Due diligence was originally a judicial construct that provided a defense for underwriters who were jointly and severally liable for fraud perpetrated by the companies they brought to market. If the underwriter could not have discovered the fraud after a diligent investigation of the issuer, then the courts reasoned that there was not much more that the underwriter could do.
The due diligence investigation fell to the lead underwriter who was well paid for its efforts and upon whom other members of the selling group could rely. The underwriter’s due diligence investigators would consult with the issuer’s attorneys and accountants, pour over legal documents, ledgers and spreadsheets and visit factories, properties and sales offices. A good due diligence investigation included a look at the company’s customers, suppliers and competition, as well.
Due diligence has been a staple for underwriters for more than 40 years. The SEC has acknowledged the process in its new crowdfunding rules. Every legitimate brokerage firm underwriting new issues of securities employs some kind of acceptable due diligence process with one glaring exception: firms that underwrite Reg. D offerings sold to retail accredited investors. .
FINRA has codified the requirement of a diligent investigation by member firms selling private placements under Reg. D. The FINRA standard is specific; the member firm should verify the facts that are being given to investors. In a great many cases, a diligent investigation just does not happen.
When Reg. D was enacted, in the early 1980s, the vast majority of private placements were purchased by large institutional investors. These firms had the ability to review and analyze the offerings by themselves. Institutional purchasers would send their own lawyers and accountants to the issuing company before they sent their money.
Reg. D allowed wealthy individuals to invest in private placements as well. The rule set the threshold for “wealthy” investors at above a $1 million net worth. Wealthy individuals, it was reasoned could afford to sustain the losses if they occurred. Reg. D calls these wealthy individuals accredited investors. At the time there were fewer than 1 million millionaires in the US. Today there are 10s of millions.
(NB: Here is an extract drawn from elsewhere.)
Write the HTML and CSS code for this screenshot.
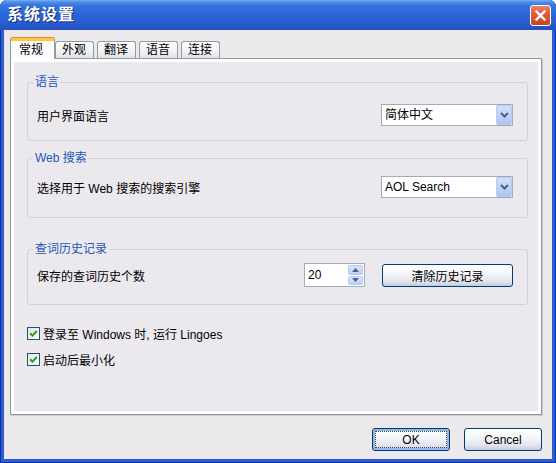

A due diligence investigation of a company seeking to raise capital from investors is not difficult. My partner and I conduct due diligence investigations for VC funds, angel investors, family offices and broker/dealers. Individual investors, unless they are making a large investment, rarely call us.
The SEC estimates that $800 billion dollars worth of private placements are now sold every year, a very significant the vast majority of the funds coming from individual accredited investors. Experience has shown that some brokerage firms, including those that sell billions of dollars of private placements to individual accredited investors, do not diligently investigate the offerings that they sell. Hundreds of billions of dollars in investor losses are directly attributable to that fact.
After the credit market crash in 2008, many companies that had used Reg. D to raise billions of dollars were shown have been frauds. More than a few were Ponzi schemes. The latter, in many cases, were facades that had no business, just a good story about how investors were going to get paid high returns.
In some cases, more than 100 FINRA broker/dealers signed on to raise money for these Ponzi schemes. If they had done any investigation of these companies, they would have seen that the represented business did not exist. Selling a Ponzi scheme is usually a prima facie example of a firm that did not conduct a diligent investigation and probably conducted no investigation at all.
FINRA, the SEC and the state regulators did not impose significant penalties against firms that sold Ponzi schemes to investors. Civil recoveries by investors against the brokerage firms that sold the Ponzi schemes have been negligible. There is nothing in the market to incentivize a brokerage firm to conduct a real due diligence investigation; nor anything detrimental if they fail to do so.
The Dodd-Frank Act requires the SEC to re-consider the threshold for accredited investors every four years. If the SEC raised the threshold for net worth to $5 million, it would simply be an adjustment for inflation during the 30 plus years since the $1 million figure was set. It would also reduce the number of potential investors and the amount of capital that is available to this market.
The SEC seems intent upon expanding the amount of capital available to this market rather than contracting it. The Commission has already approved a change to Reg. D that makes it easier for firms to solicit potential Reg. D investors. No new protections for individual accredited investors seem to be forthcoming.
Many real estate and energy companies are serial issuers; they fund project after project using Reg. D. You can spot these professional sponsors at meetings and conferences where they wine and dine brokerage firm executives to get their offerings noticed and sold.
Brokerage firms will continue to give lip service to due diligence investigations but not perform them diligently. Ponzi schemes and other fraudulent offerings will continue to be sold to investors under Reg. D. Individual accredited investors will continue to bear the brunt of the losses.
Some things about the future of markets are easier to predict than others.